The wartime deal that unblocked grain shipments from Ukraine and helped moderate rising global food prices was last extended by four months in November.
The deal, which Ukraine and Russia signed in separate accords with the United Nations and Turkey on July 22, established a safe shipping corridor in the Black Sea and inspection procedures to deal with concerns that cargo ships could carry weapons or launch attacks.
Ukraine and Russia are key global suppliers of wheat, barley, sunflower oil and other food to countries in Africa, the Middle East and parts of Asia where millions of poor people lack enough to eat. Russia was also the world’s largest exporter of fertilizers before the war.

A loss of those supplies following Russia’s full-scale invasion of Ukraine in February 2022 had pushed up global food prices and fueled fears of a hunger crisis in poorer countries.
Elsewhere in Ukraine, Russian attacks in the previous day killed at least five people and wounded another seven in Ukraine’s Donetsk and Kherson regions, local Ukrainian authorities reported on Sunday morning.
Donetsk Governor Pavlo Kyrylenko said two people were killed in the region, one in the town of Kostyantynivka and one in the village of Tonenke. Four more civilians were injured.
Also in Donetsk province, Sloviansk Mayor Vadim Lyakh said the power grid and railway lines were damaged by Russian shelling on Sunday, but did not report any casualties.
Local officials in the southern Kherson province confirmed that Russian forces fired 29 times into Ukrainian-controlled territory in the region on Saturday, with residential areas in the regional capital Kherson coming under fire three times. Three people died in the province and another three were injured.
A woman was injured in Russian shelling in the village of Bilozerka on Sunday, just outside Kherson.
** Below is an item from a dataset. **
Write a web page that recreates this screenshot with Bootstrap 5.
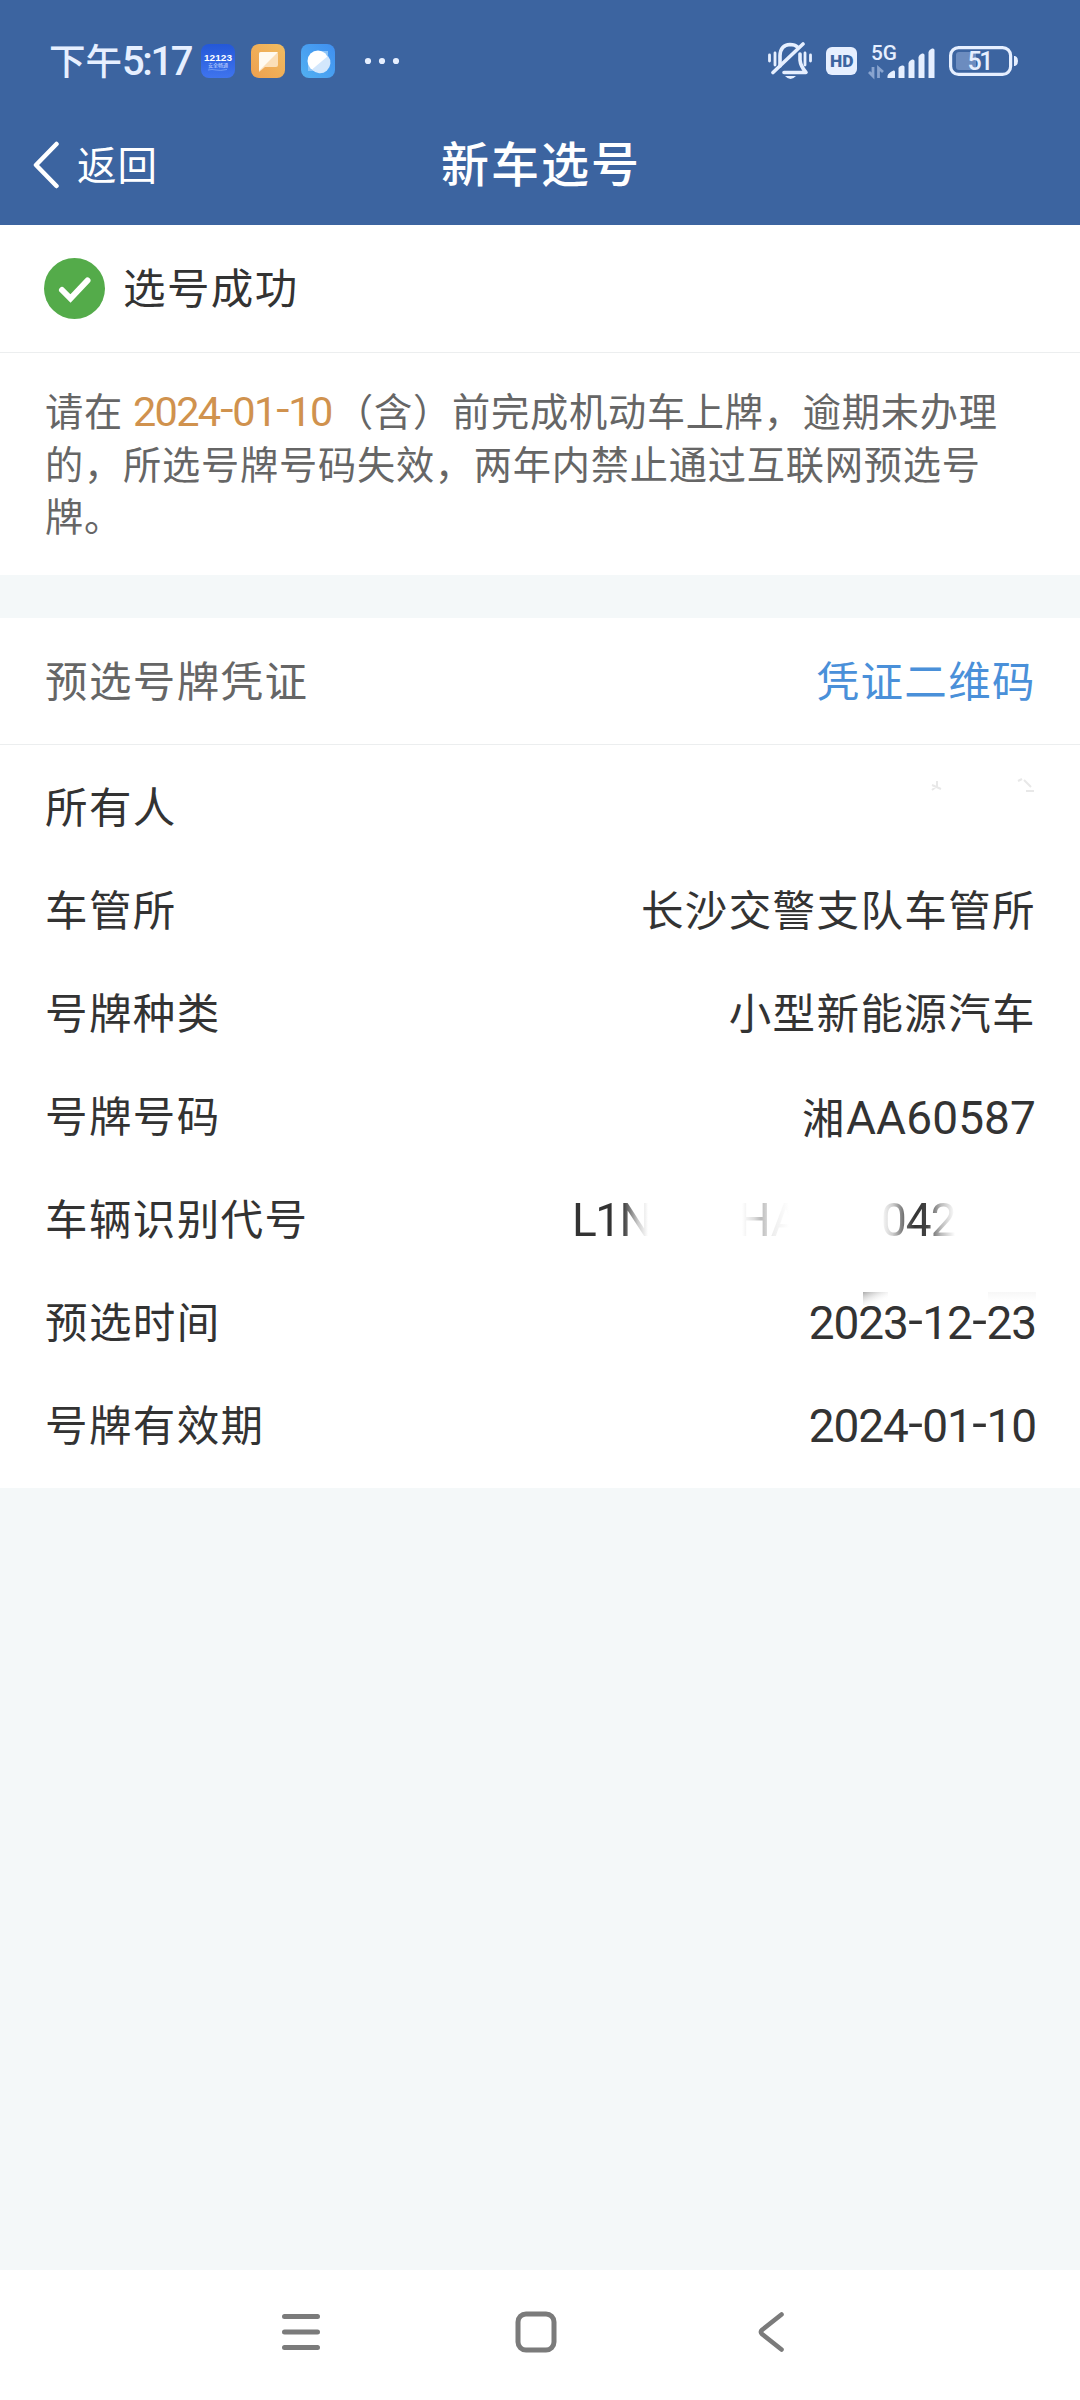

In Ukraine’s northeastern Kharkiv province, Kharkiv, Chuhuiv and Kupiansk districts came under fire, but no civilian casualties were reported.
The head of Ukraine’s southern Mykolaiv province governor Vitali Kim said Sunday morning that the city of Ochakiv, located at the mouth of the Dnieper River, came under artillery fire early Sunday. Cars were set on fire, while private houses and high-rise buildings were damaged. No injuries were reported.